I'd like to encourage more people to submit to the Open Call. I'm not swamped with submissions yet!
A major aim of the Open Call is to find new authors for the line, so I positively want to see submissions from the previously unpublished. Remember, the worst that can happen is that I don't use your submission. With the extended deadline, you still have a month, which should be long enough to design a magus. You might want to get your Release Forms off to Atlas pretty soon, though.
Remember, you can't get published if you don't submit.
Enough for all the spells and items to be invented. I'd be a little surprised if there weren't at least two, but more surprised if someone got up to ten. (Not that a magus with ten iterations would necessarily be a bad thing.)

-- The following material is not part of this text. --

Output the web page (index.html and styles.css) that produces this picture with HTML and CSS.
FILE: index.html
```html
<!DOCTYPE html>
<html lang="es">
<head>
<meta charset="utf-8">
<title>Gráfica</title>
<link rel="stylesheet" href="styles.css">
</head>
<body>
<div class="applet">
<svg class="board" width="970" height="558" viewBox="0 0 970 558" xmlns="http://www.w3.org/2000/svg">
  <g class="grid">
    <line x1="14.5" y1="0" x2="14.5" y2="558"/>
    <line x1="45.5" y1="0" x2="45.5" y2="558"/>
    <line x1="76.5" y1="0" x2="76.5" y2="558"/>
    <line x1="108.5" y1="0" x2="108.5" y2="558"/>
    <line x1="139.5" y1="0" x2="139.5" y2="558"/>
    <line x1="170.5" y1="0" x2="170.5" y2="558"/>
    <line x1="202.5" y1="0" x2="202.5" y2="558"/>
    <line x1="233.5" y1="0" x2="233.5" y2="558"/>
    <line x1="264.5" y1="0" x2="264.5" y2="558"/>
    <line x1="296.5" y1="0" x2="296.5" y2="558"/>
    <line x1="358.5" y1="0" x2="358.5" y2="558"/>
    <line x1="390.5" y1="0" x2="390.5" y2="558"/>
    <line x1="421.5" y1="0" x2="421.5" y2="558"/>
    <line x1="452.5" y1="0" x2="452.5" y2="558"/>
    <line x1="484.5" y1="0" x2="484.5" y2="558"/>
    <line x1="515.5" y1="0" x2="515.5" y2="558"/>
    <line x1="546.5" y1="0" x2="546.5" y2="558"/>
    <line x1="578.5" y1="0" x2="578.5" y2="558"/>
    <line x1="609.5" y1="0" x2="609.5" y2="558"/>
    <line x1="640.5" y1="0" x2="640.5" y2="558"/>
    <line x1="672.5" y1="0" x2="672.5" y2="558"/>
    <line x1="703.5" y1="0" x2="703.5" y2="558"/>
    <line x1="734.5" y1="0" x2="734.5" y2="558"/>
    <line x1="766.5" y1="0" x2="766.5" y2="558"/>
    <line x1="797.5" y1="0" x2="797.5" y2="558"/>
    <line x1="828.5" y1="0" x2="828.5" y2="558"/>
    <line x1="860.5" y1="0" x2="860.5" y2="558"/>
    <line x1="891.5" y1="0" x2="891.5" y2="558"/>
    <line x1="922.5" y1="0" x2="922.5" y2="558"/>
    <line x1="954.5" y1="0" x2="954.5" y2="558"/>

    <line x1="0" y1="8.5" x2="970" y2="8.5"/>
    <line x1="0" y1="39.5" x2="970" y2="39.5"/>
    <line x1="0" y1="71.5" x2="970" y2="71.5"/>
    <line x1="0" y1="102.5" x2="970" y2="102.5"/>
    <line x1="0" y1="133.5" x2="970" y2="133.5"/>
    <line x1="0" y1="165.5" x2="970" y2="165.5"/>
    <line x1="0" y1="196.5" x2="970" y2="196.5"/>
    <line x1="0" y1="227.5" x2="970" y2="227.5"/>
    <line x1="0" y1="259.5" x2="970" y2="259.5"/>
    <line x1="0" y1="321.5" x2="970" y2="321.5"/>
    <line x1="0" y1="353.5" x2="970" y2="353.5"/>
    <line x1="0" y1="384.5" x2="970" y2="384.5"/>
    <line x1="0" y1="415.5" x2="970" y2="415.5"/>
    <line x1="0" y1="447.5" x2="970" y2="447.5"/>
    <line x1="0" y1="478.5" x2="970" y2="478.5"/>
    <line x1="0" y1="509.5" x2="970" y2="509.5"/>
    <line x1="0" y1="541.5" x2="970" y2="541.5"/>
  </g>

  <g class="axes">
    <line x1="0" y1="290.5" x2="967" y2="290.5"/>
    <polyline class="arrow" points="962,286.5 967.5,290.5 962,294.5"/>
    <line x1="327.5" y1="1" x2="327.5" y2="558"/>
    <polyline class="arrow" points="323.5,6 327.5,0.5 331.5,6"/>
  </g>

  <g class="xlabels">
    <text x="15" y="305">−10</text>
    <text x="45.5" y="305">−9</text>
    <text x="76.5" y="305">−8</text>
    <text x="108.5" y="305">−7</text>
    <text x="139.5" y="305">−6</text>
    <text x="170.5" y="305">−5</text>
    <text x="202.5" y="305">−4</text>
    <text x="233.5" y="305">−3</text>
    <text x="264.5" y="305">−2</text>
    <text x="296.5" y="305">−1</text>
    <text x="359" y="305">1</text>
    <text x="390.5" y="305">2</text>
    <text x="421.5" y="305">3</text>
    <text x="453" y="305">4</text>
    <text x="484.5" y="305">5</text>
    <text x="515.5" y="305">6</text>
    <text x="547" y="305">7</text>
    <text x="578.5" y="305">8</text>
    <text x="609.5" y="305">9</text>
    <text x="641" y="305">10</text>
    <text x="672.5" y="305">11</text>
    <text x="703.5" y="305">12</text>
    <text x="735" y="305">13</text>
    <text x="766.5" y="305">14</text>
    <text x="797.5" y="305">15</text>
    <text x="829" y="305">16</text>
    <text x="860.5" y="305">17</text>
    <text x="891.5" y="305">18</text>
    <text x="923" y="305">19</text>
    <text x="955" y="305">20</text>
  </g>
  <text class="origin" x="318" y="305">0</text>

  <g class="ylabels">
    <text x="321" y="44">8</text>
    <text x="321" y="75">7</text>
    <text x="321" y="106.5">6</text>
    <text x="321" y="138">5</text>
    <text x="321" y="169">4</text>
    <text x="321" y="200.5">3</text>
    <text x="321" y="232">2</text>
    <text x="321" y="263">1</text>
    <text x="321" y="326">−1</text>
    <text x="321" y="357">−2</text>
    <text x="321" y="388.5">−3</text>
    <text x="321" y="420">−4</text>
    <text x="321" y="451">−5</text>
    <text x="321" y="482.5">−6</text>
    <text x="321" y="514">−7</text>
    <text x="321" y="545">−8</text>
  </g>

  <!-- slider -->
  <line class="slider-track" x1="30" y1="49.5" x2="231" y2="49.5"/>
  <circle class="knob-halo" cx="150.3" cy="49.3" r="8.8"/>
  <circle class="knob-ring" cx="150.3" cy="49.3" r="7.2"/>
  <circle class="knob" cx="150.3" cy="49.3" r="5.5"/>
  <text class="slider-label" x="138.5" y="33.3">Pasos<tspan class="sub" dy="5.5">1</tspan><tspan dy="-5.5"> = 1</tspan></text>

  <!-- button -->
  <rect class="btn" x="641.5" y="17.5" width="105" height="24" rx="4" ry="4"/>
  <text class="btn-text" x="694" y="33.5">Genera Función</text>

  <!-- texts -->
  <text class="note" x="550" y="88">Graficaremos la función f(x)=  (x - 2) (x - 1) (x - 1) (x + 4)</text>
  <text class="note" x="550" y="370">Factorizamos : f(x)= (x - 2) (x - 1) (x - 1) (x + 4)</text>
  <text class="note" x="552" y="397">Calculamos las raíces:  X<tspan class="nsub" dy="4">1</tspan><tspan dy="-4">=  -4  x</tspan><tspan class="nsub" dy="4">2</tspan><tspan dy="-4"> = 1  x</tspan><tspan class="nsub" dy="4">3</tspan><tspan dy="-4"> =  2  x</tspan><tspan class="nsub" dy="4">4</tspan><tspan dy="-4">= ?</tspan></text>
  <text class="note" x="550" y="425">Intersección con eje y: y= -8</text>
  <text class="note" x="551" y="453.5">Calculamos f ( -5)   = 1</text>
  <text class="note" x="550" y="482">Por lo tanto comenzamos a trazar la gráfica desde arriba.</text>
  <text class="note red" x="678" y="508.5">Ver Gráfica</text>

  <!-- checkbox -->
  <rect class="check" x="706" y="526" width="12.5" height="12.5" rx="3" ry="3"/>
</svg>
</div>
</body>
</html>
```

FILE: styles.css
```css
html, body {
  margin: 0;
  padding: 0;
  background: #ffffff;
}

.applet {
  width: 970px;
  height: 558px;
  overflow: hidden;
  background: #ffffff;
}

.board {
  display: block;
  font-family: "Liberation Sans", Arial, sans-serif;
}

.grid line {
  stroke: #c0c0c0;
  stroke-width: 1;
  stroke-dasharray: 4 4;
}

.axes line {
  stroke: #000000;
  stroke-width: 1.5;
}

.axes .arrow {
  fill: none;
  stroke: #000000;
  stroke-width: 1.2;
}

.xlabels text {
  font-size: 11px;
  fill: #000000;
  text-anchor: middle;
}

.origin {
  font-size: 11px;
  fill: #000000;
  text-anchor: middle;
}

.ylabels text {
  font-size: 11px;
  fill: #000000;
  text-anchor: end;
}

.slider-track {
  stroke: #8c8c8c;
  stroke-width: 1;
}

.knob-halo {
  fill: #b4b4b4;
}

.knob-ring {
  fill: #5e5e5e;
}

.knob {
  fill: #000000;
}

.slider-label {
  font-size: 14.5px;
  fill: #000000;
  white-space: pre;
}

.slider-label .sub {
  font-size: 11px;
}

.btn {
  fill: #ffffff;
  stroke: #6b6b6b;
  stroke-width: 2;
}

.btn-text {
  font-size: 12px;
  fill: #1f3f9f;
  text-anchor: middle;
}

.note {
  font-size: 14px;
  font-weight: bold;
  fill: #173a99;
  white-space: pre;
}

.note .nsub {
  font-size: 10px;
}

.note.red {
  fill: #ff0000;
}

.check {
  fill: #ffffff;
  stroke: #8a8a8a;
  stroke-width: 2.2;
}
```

It would be interesting to contribute to this work.
I have about 30 spell ideas and 20 of them is ready.
If I will have the zest I will make a magus, too but his story must be very detailed at least 6-7 pages.
Are "new" magical animals (only new to ArM) allowed to this project? I'm thinking on a spell creating such an animal.
It shouldn't really be that long; the emphasis should be more on the spells. Interesting spells are likely to need about a couple of hundred words to describe, so twenty would have you at 4,000 words already.
If it's only new to ArM, we probably can't take it, because it probably violates someone else's intellectual property. New creatures are a bit borderline in general, but if the concept were good enough I would allow it.
The descriptions aren't longer than the spells in the rulebook. There are some which gives only ideas using the present spells unusual ways. Others are on the borderline they could be allowed or not. The rest is about this or that effect can be reached otherwise. But none of them need very much description. The 20 spells take about 1000 words.
Maybe we think different about "interesting". In my eyes a spell must be useful to be interesting. At least for me. There are a lot of interesting spells in the rulebook not worth learning it.
E.g. Flames of Sculpted Ice or Visions of the Infernal Terrors.
It is part of folk tales so there are no copyright issues.
I am sure you never used Hungarian traditions, beings or anything.
I wrote up spells for three magi back last year and then polished the best one (in terms of novelty and usefulness of the the spells) up with actual stats and such. I then let my eight pages of notes languish in the basement until last weekend.
I'll get my submission ready for you, hopefully this weekend.
It mustn't be obvious. Trivial applications of the guidelines are not worth publishing, because it's easy to come up with those for yourself. This means that publishable spells, outside the main rules, tend to have longer descriptions than the ones in the main rules.
Folktales are good. Folk tales written down before 1350 are best. No copyright problems, though, as long as they really are folktales.
I'm not, but we certainly haven't used much. There's a definite Western European bias in the line so far, so something to help correct that would be good.
There's some Hungarian material in the Tremere section of HoH:TL, although where there are varying terminologies I've tended to use the Polish ones, just because they don't need characters that are difficult to type on a Western keyboard.
I'm finding this really hard actually. Harder than I first thought. I guess I naturally tend to think along story lines rather than along "effect" lines; who is the magus what's his story, how can other sagas use him?
However, I do have a bunch of themed spells and so on. I'm a little worried that some are too close to simply using the core rules rather than pushing bounds. But, press on. If I'm lucky I might just scrape 5000 words in time. I'll send the form tomorrow anyway...
Creative interpretations of the RAW, please. However, they can be the RAW from any published book, particularly if they only apply to one or two spells. It is a design goal for this book that it contain no new rules, just lots of useful and inspiring spells and items.
I just realized your answer.
I didn't find anything from Hungarian tradition. Missed something?
Wiki says it is a gypsy tradition and also says "By the 14th century, the Roma had reached the Balkans; by 1424, Germany;"
This is the same I read in Hungarian history books before. They states gypsies came to Hungary and to its part, Transylvania, with the Turkish forces. The Turkish army reached first Hungary in the end of the 14th century.
So around 1222 these dhampirs may appear only in Asia Minor and eastern territories where gypsies lived.
Zmey, Wili, Samovily:
These are from Slav tradition and not Hungarian.
Ok, no problem. Who wanna play in the Tremere tribunal at all?
I'd be keen to submit to the Open Call but sadly I don't have the time at the moment and the current Open Call doesn't interest me much.
It seems like a lot of unnecessary work to create a magus (but without much of a history - only a paragraph) and iterate the stats every 15 years just to showcase spells and magic items within the 5000 to 7500 word limit.
I'm not sure what the magus stats add since it's such a small part of the submission - is it to try and create stock "basic" NPCs at various points during their career similar to the charts/tables in that 3rd edition game's "storyguide" rulebook?
Why not just ask for spell submissions?
Perhaps an example would be helpful to encourage more submissions?